### Goal:
Write the data out again exactly, with no pictures.

— START OF Collected data —

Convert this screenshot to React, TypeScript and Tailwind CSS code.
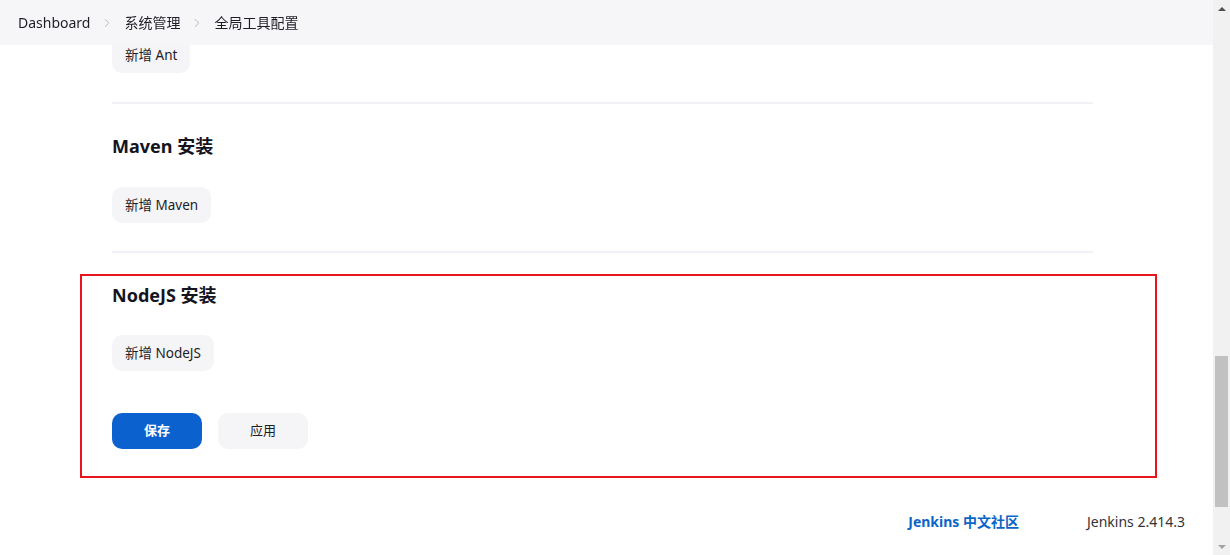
import { ChevronRight } from "lucide-react";

const font = { fontFamily: '"Noto Sans", "Noto Sans CJK SC", sans-serif' };

function AddButton({ label }: { label: string }) {
	return (
		<button className="h-9 rounded-[10px] bg-[#f5f5f8] px-[13px] text-[13.5px] text-[#1d1d26]">
			{label}
		</button>
	);
}

function Crumb({ label, last }: { label: string; last?: boolean }) {
	return (
		<div className="flex items-center">
			<span className="text-[14px] text-[#1d1d26]">{label}</span>
			{!last && (
				<ChevronRight className="mx-[10px] h-[14px] w-[14px] text-[#a0a0a8]" strokeWidth={1.25} />
			)}
		</div>
	);
}

function Divider() {
	return <div className="h-[2px] w-[981px] bg-[#f2f2f6]" />;
}

function Scrollbar() {
	return (
		<div className="flex h-full w-[17px] flex-col items-center bg-[#f1f1f1]">
			<div className="flex h-[17px] items-center justify-center">
				<div className="h-0 w-0 border-x-[4px] border-b-[4px] border-x-transparent border-b-[#505050]" />
			</div>
			<div className="flex-1" />
			<div className="mb-[31px] h-[151px] w-[13px] bg-[#c1c1c1]" />
			<div className="flex h-[17px] items-center justify-center">
				<div className="h-0 w-0 border-x-[4px] border-t-[4px] border-x-transparent border-t-[#a3a3a3]" />
			</div>
		</div>
	);
}

export default function App() {
	return (
		<div className="flex h-[555px] w-[1230px] overflow-hidden bg-white" style={font}>
			<div className="relative w-[1213px]">
				<header className="absolute inset-x-0 top-0 z-10 flex h-[45px] items-center bg-[#f6f6f8]/95 pl-[18px] backdrop-blur">
					<Crumb label="Dashboard" />
					<Crumb label="系统管理" />
					<Crumb label="全局工具配置" last />
				</header>

				<main className="pt-[37px]">
					<div className="pl-[112px]">
						<AddButton label="新增 Ant" />
						<div className="mt-[29px]">
							<Divider />
						</div>

						<h2 className="mt-[30px] text-[18px] leading-6 font-bold text-[#14141f]">Maven 安装</h2>
						<div className="mt-[29px]">
							<AddButton label="新增 Maven" />
						</div>
						<div className="mt-[28px]">
							<Divider />
						</div>
					</div>

					<div className="mt-[21px] ml-[80px] w-[1077px] border-2 border-[#e8151f] pt-[7px] pb-[27px] pl-[30px]">
						<h2 className="text-[18px] leading-6 font-bold text-[#14141f]">NodeJS 安装</h2>
						<div className="mt-[28px]">
							<AddButton label="新增 NodeJS" />
						</div>
						<div className="mt-[42px] flex gap-4">
							<button className="h-9 w-[90px] rounded-[10px] bg-[#0b62cf] text-[13px] font-bold text-white">
								保存
							</button>
							<button className="h-9 w-[90px] rounded-[10px] bg-[#f5f5f8] text-[13px] text-[#1d1d26]">
								应用
							</button>
						</div>
					</div>

					<footer className="mt-[34px] flex items-center justify-end pr-[28px] text-[14px] leading-5">
						<a className="font-bold text-[#0b65c9]">Jenkins 中文社区</a>
						<span className="ml-[68px] text-[#333338]">Jenkins 2.414.3</span>
					</footer>
				</main>
			</div>
			<Scrollbar />
		</div>
	);
}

— END OF Collected data —

### Finished task:
Convert this screenshot to React, TypeScript and Tailwind CSS code.
import { ChevronRight } from "lucide-react";

const font = { fontFamily: '"Noto Sans", "Noto Sans CJK SC", sans-serif' };

function AddButton({ label }: { label: string }) {
	return (
		<button className="h-9 rounded-[10px] bg-[#f5f5f8] px-[13px] text-[13.5px] text-[#1d1d26]">
			{label}
		</button>
	);
}

function Crumb({ label, last }: { label: string; last?: boolean }) {
	return (
		<div className="flex items-center">
			<span className="text-[14px] text-[#1d1d26]">{label}</span>
			{!last && (
				<ChevronRight className="mx-[10px] h-[14px] w-[14px] text-[#a0a0a8]" strokeWidth={1.25} />
			)}
		</div>
	);
}

function Divider() {
	return <div className="h-[2px] w-[981px] bg-[#f2f2f6]" />;
}

function Scrollbar() {
	return (
		<div className="flex h-full w-[17px] flex-col items-center bg-[#f1f1f1]">
			<div className="flex h-[17px] items-center justify-center">
				<div className="h-0 w-0 border-x-[4px] border-b-[4px] border-x-transparent border-b-[#505050]" />
			</div>
			<div className="flex-1" />
			<div className="mb-[31px] h-[151px] w-[13px] bg-[#c1c1c1]" />
			<div className="flex h-[17px] items-center justify-center">
				<div className="h-0 w-0 border-x-[4px] border-t-[4px] border-x-transparent border-t-[#a3a3a3]" />
			</div>
		</div>
	);
}

export default function App() {
	return (
		<div className="flex h-[555px] w-[1230px] overflow-hidden bg-white" style={font}>
			<div className="relative w-[1213px]">
				<header className="absolute inset-x-0 top-0 z-10 flex h-[45px] items-center bg-[#f6f6f8]/95 pl-[18px] backdrop-blur">
					<Crumb label="Dashboard" />
					<Crumb label="系统管理" />
					<Crumb label="全局工具配置" last />
				</header>

				<main className="pt-[37px]">
					<div className="pl-[112px]">
						<AddButton label="新增 Ant" />
						<div className="mt-[29px]">
							<Divider />
						</div>

						<h2 className="mt-[30px] text-[18px] leading-6 font-bold text-[#14141f]">Maven 安装</h2>
						<div className="mt-[29px]">
							<AddButton label="新增 Maven" />
						</div>
						<div className="mt-[28px]">
							<Divider />
						</div>
					</div>

					<div className="mt-[21px] ml-[80px] w-[1077px] border-2 border-[#e8151f] pt-[7px] pb-[27px] pl-[30px]">
						<h2 className="text-[18px] leading-6 font-bold text-[#14141f]">NodeJS 安装</h2>
						<div className="mt-[28px]">
							<AddButton label="新增 NodeJS" />
						</div>
						<div className="mt-[42px] flex gap-4">
							<button className="h-9 w-[90px] rounded-[10px] bg-[#0b62cf] text-[13px] font-bold text-white">
								保存
							</button>
							<button className="h-9 w-[90px] rounded-[10px] bg-[#f5f5f8] text-[13px] text-[#1d1d26]">
								应用
							</button>
						</div>
					</div>

					<footer className="mt-[34px] flex items-center justify-end pr-[28px] text-[14px] leading-5">
						<a className="font-bold text-[#0b65c9]">Jenkins 中文社区</a>
						<span className="ml-[68px] text-[#333338]">Jenkins 2.414.3</span>
					</footer>
				</main>
			</div>
			<Scrollbar />
		</div>
	);
}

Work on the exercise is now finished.